BJP’s Subramanian Swamy has urged the prime minister to terminate his appointment in “national interest”
Some senior BJP leaders have launched a campaign, both overt and covert, to oust RBI Governor Raghuram Rajan – who completes his three year term in September this year. The most vocal campaigner is Rajya Sabha MP Subramanian Swamy, who has publicly said Rajan must be removed as he is “wilfully and deliberately wrecking the economy”. Swamy has written to the prime minister saying Rajan is “mentally not fully Indian as he is on a green card provided by the US”.
Swamy has urged the prime minister to terminate Rajan’s appointment in the “national interest”. The MP is publicly vocal about his demand for Rajan’s removal but many senior BJP ministers, especially those handling economic portfolios, have been privately murmuring about Rajan not being the right person to lead the RBI – which is mandated to combat inflation and to provide a supporting environment for growth and financial stability. Last year, a top economic minister informally told some journalists in parliament that the two people responsible for the economy not taking off are Rajan and Rahul Gandhi, one for not sharply reducing interest rates and the other for not letting the GST bill pass in the Rajya Sabha.
Oddly, while some economic managers of the government see Rajan as incompetent, the community of global investors and independent economic analysts is full of praise for the way the RBI governor has calibrated interest rate cuts. By and large, even the opposition parties have been generally positive about the calming effect provided by the RBI governor in rather turbulent times faced by the global economy. So the renewed attempt by some BJP leaders to blame Rajan for the economy’s stagnation will not wash. In fact, the prime minister’s silence in this regard will send a bad signal to the global investing community.
One must also not forget that domestic corporates have been lobbying very hard for sharper cuts in the interest rate to improve their profitability.

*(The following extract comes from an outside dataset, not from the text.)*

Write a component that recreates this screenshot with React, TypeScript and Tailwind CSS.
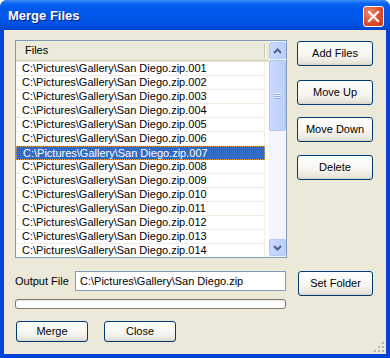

The RBI has held that it could cut rates sharply only if inflation, especially food inflation, were to fully stabilise at lower levels. Besides, the RBI has also argued that a sharp reduction in lending rates would necessitate equally sharp cuts in deposit rates, which will erode the incomes of fixed deposit holders and small savers who depend on interest income for survival. Rajan has also strongly argued that the gradual reduction in interest rates by 150 basis points which the RBI has done over the past many months hasn’t got fully transmitted to the borrowers as massive bank funds lent to businesses — Rs. 10 lakh crore by one estimate— are seen as problematic and could turn into non-performing assets.
While this debate has been raging for the last year two years, ever since the NDA came to power, Rajan has stood his ground and plumped for a very calibrated reduction in rates to help control inflation and maintain the broader stability of the financial system as well as the rupee – which was prone to immense volatility due to the highly uncertain behaviour of the global economy, especially China. He forced the government to adopt a tight fiscal regime as a condition for cutting interest rates in a calibrated manner. Many disagreed with Rajan over adopting a strict fiscal path when the economy was crying for a bigger dose of public spending. Chief economic adviser Arvind Subramaniam was a big proponent of slowing the pace of fiscal correction but the finance minister eventually chose to follow the Rajan line.

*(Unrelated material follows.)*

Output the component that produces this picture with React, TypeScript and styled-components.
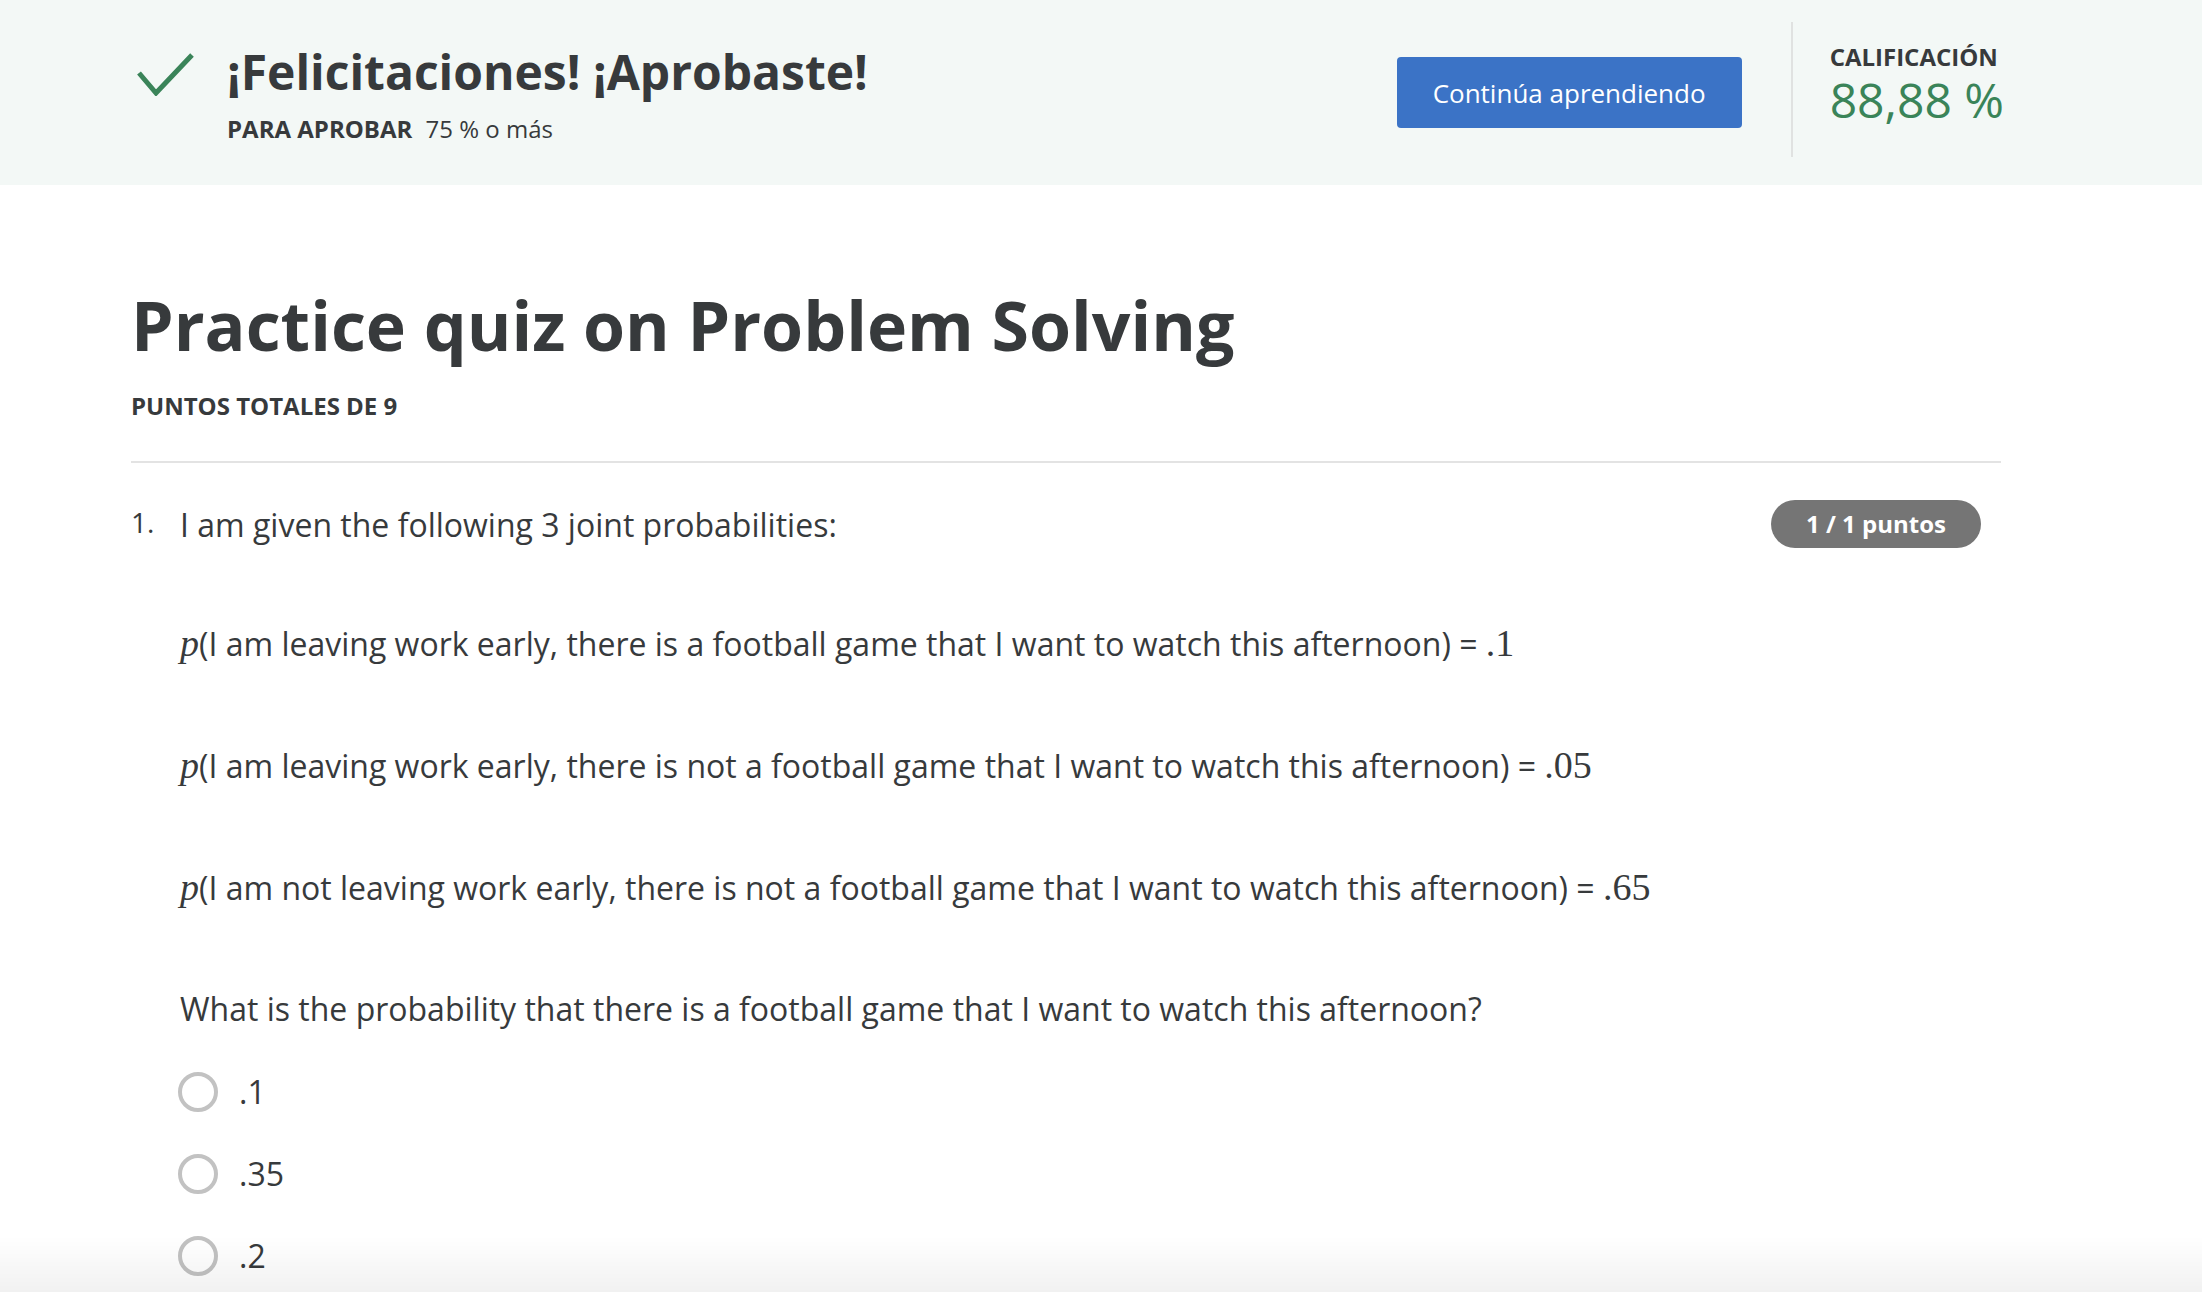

The finance minister had publicly claimed that he was on the same page as Raghuram Rajan in regard to the the interface between fiscal and monetary policies following the budget presentation in February. Therefore, it is curious that backroom murmurs have gathered new momentum for terminating Rajan’s contract after he completes his three-year term in September.
Burden of past precedent
There could be a reason for the rising chorus, both overt and covert, against Rajan. It has become a convention of sorts that the RBI governor serves a five year term. The previous four governors – D. Subbarao, Y. Venugopal Reddy, Bimal Jalan and C. Rangarajan – all served five years but in a format of 3-plus-2 years. The only exception to this was Venugopal Reddy, whom finance minister Jaswant Singh decided to give a full five years, arguing it would lend stability to the institution.
So there might be a widespread expectation that Raghuram Rajan should also get five years, especially since he has been hailed as one of the best central bank governors in the emerging market economies. If he is not given another two years, the global investing community will be disappointed, to say the least. There would be even more disappointment if the replacement for Rajan is someone whom Swamy would consider “mentally Indian” but not all there in terms of the complex job requirements. If truth be told, the perception across policy makers and businesses around the world is that the RBI governor has been one of the sanest influences on the Indian economy so far. If he is not given an extension, it would be seen as a case of premature sacking, especially in the backdrop of the conspiratorial noises being made against him within the establishment. And mind you, it is not just Subramanian Swamy but several ministers in the cabinet who privately oppose an extension for Rajan. The prime minister’s mind is not known yet on the matter. Until sometime ago, it was believed that Modi respected Rajan’s professionalism.
But now things may seem up in the air. And the government might just end up cutting its nose to spite its face by not letting Rajan have another two years, as is customary.